Sure there are some differences, but Vega also has less raw memory bandwidth so it could be coming just that.
When the 32CU Tonga was compared to 32CU Polaris 10 there was a clear advantage from GCN3 to GCN4. But here we see almost zero difference between Fiji's GCN3 and Vega's "GCN5"?


It sure looks like it's just running Fiji's driver path in some kind of fallback/compatibility mode.
And it also doesn't seem to me that Vega's architectural advantages are broken in the hardware, because if we look at the specviewperf scores with normalized clocks:

k29HxXB.png



Here we see 15% to 670% boosts at the same clocks, but in gaming this translates to nothing?
I don't buy it.

"Pro-ish" vs "Normal" drivers... Plus only a 1/4 memory, which someone once told me was super-important in pro apps.
 
"Pro-ish" vs "Normal" drivers... Plus only a 1/4 memory, which someone once told me was super-important in pro apps.

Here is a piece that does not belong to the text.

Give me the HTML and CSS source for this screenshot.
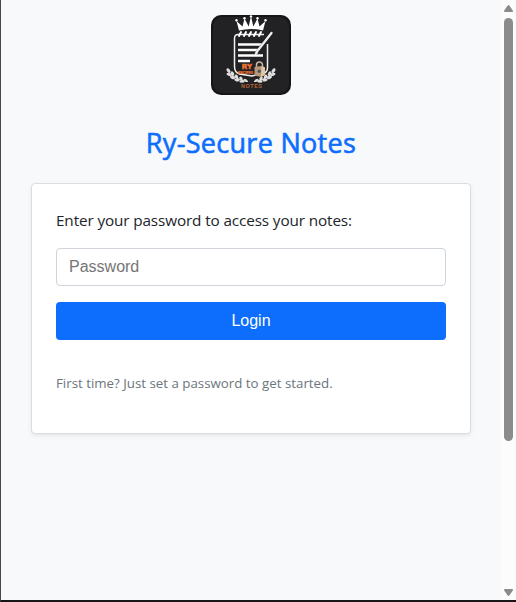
FILE: index.html
```html
<!DOCTYPE html>
<html lang="en">
<head>
<meta charset="utf-8">
<title>Ry-Secure Notes</title>
<link rel="stylesheet" href="styles.css">
</head>
<body>
<div class="window">
  <main class="page">
    <svg class="logo" viewBox="0 0 80 80" role="img" aria-label="Ry-Secure Notes logo">
      <defs>
        <g id="laurel" fill="#dededc">
          <path d="M16 55q7 10 21 11.500" fill="none" stroke="#dededc" stroke-width="1.200"/>
          <ellipse cx="17.500" cy="55.500" rx="2.600" ry="1.500" transform="rotate(50 17.500 55.500)"/>
          <ellipse cx="18" cy="59.500" rx="2.600" ry="1.500" transform="rotate(25 18 59.500)"/>
          <ellipse cx="21.500" cy="58.500" rx="2.400" ry="1.500" transform="rotate(60 21.500 58.500)"/>
          <ellipse cx="21.500" cy="62.500" rx="2.600" ry="1.500" transform="rotate(20 21.500 62.500)"/>
          <ellipse cx="25.500" cy="61.500" rx="2.200" ry="1.500" transform="rotate(55 25.500 61.500)"/>
          <ellipse cx="26" cy="65" rx="2.600" ry="1.500" transform="rotate(10 26 65)"/>
          <ellipse cx="30" cy="63.500" rx="2.100" ry="1.400" transform="rotate(45 30 63.500)"/>
          <ellipse cx="31" cy="66.500" rx="2.600" ry="1.300"/>
          <ellipse cx="34.500" cy="65.300" rx="2.200" ry="1.200" transform="rotate(30 34.500 65.300)"/>
        </g>
      </defs>
      <rect width="80" height="80" rx="10" fill="#161617"/>
      <rect x="2" y="2" width="76" height="76" rx="9" fill="#222224"/>
      <g fill="#fff">
        <path d="M28 15.500 25.500 6l6 5.500L33.500 3.500l4.200 8L40 1l2.300 10.500 4.200-8 2 8 6-5.500L52 15.500Q40 12.500 28 15.500Z"/>
        <circle cx="25.500" cy="5.200" r="1.200"/><circle cx="33.500" cy="3.200" r="1.200"/><circle cx="40" cy="1.400" r="1.200"/><circle cx="46.500" cy="3.200" r="1.200"/><circle cx="54.500" cy="5.200" r="1.200"/>
      </g>
      <path d="M53 19.500H27q-3.500 0-3.500 4v28q0 6 5 7.500L41 61l11-2.500q4.500-1 4.500-6V29" fill="none" stroke="#f1f1f1" stroke-width="1.500"/>
      <path d="m28 21 2-4m3 4 2-4m3 4 2-4m3 4 2-4m3 4 2-4" stroke="#fff" stroke-width="1.900" stroke-linecap="round"/>
      <path d="M27 29.500h26M27 35h21M27 40.500h25M27 46h12" stroke="#fff" stroke-width="2.300"/>
      <path d="M61.500 17.500 46 38" stroke="#222224" stroke-width="4"/>
      <path d="M60.500 18 46 36.500" stroke="#eee" stroke-width="2.300" stroke-linecap="round"/>
      <path d="m44.800 36 2.600 2-4.400 3Z" fill="#eee"/>
      <use href="#laurel"/>
      <use href="#laurel" transform="matrix(-1 0 0 1 80 0)"/>
      <text class="mark" x="31" y="53.500" textLength="10">RY</text>
      <text class="submark" x="27" y="58.800" textLength="15" lengthAdjust="spacingAndGlyphs">RECIPES</text>
      <path d="M45.500 53v-3a3 3 0 0 1 6 0V53" fill="none" stroke="#c8b8a4" stroke-width="1.500"/>
      <path d="m43.500 52 7-1 3.500 1.500v7.500l-4 2-6.500-1.500Z" fill="#b6977a"/>
      <path d="m50.500 51 3.500 1.500v7.500l-4 2Z" fill="#e1c5a5"/>
      <circle cx="48.300" cy="56.300" r="1.700" fill="#485766"/>
      <text class="caption" x="30" y="73" textLength="21">NOTES</text>
    </svg>
    <h1 class="title">Ry-Secure Notes</h1>
    <form class="card">
      <label class="label" for="password">Enter your password to access your notes:</label>
      <input class="field" id="password" type="password" placeholder="Password">
      <button class="login" type="button">Login</button>
      <p class="hint">First time? Just set a password to get started.</p>
    </form>
  </main>
  <div class="scrollbar">
    <svg class="arrow" viewBox="0 0 15 16"><path d="M7.500 6 11 11H4Z"/></svg>
    <div class="thumb"></div>
    <svg class="arrow" viewBox="0 0 15 16"><path d="M7.500 11 11 6H4Z"/></svg>
  </div>
</div>
</body>
</html>
```

FILE: styles.css
```css
* { box-sizing: border-box; }
body {
  margin: 0;
  overflow: hidden;
  font-family: "Open Sans", sans-serif;
  color: #212529;
}
.window {
  display: flex;
  height: 602px;
  border-left: 1px solid #48484a;
  border-bottom: 2px solid #171518;
  background: #f8f9fb;
}
.page {
  flex: 1;
  display: flex;
  flex-direction: column;
  align-items: center;
  padding: 15px 30px;
}
.logo { width: 80px; height: 80px; flex: none; }
.mark, .submark, .caption {
  font-family: "Liberation Sans", sans-serif;
  font-weight: 700;
  fill: #ee7431;
}
.mark { font-size: 7px; stroke: #ee7431; stroke-width: .6px; }
.submark { font-size: 4px; stroke: #ee7431; stroke-width: .2px; }
.caption { font-size: 5.500px; fill: #b76538; }
.title {
  margin: 30px 0 0;
  height: 36px;
  line-height: 36px;
  font-size: 27px;
  font-weight: 400;
  letter-spacing: .3px;
  -webkit-text-stroke: .6px #0d6efd;
  white-space: nowrap;
  color: #0d6efd;
}
.card {
  display: flex;
  flex-direction: column;
  width: 100%;
  height: 251px;
  margin-top: 22px;
  padding: 24px;
  background: #fff;
  border: 1px solid #dcdddf;
  border-radius: 4px;
  box-shadow: 0 2px 4px rgba(0, 0, 0, .075);
}
.label {
  height: 24px;
  line-height: 24px;
  font-size: 15.300px;
  letter-spacing: -.125px;
  white-space: nowrap;
}
.field {
  height: 38px;
  margin: 16px 0;
  padding: 6px 12px;
  border: 1px solid #ced4da;
  border-radius: 4px;
  background: #fff;
  font: 16px/24px "Liberation Sans", sans-serif;
}
.field::placeholder { color: #757575; opacity: 1; }
.login {
  height: 38px;
  padding: 0;
  border: 0;
  border-radius: 4px;
  background: #0d6efd;
  color: #fff;
  font: 16px/24px "Liberation Sans", sans-serif;
}
.hint {
  margin: 33px 0 0;
  line-height: 21px;
  font-size: 13.300px;
  white-space: nowrap;
  color: #6c757d;
}
.scrollbar {
  display: flex;
  flex-direction: column;
  justify-content: space-between;
  width: 15px;
  background: #fcfcfc;
}
.arrow { flex: none; width: 15px; height: 16px; fill: #8b8b8b; stroke: #8b8b8b; stroke-width: 2; stroke-linejoin: round; }
.thumb {
  width: 9px;
  height: 423px;
  margin: 2px 0 auto 3px;
  border-radius: 5px;
  background: #8b8b8b;
}
```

Whoever told you that was right and it probably referred to many professional user's real-world environments, but not for all benchmarks in specviewperf 12.
For example, the Maya 04 benchmark sees only a small boost between Pro and gaming graphics cards:

wVxsJWF.png


Yet in this benchmark, Vega FE sees a 40% improvement over Fury X, clock-for-clock.
 
Whoever told you that was right and it probably referred to many professional user's real-world environments, but not for all benchmarks in specviewperf 12.
For example, the Maya 04 benchmark sees only a small boost between Pro and gaming graphics cards:

wVxsJWF.png


Yet in this benchmark, Vega FE sees a 40% improvement over Fury X, clock-for-clock.


It's the drivers in other cases. In snx-02, which you specifically brought up, the mighty W5100 outperforming Fury 2.5x.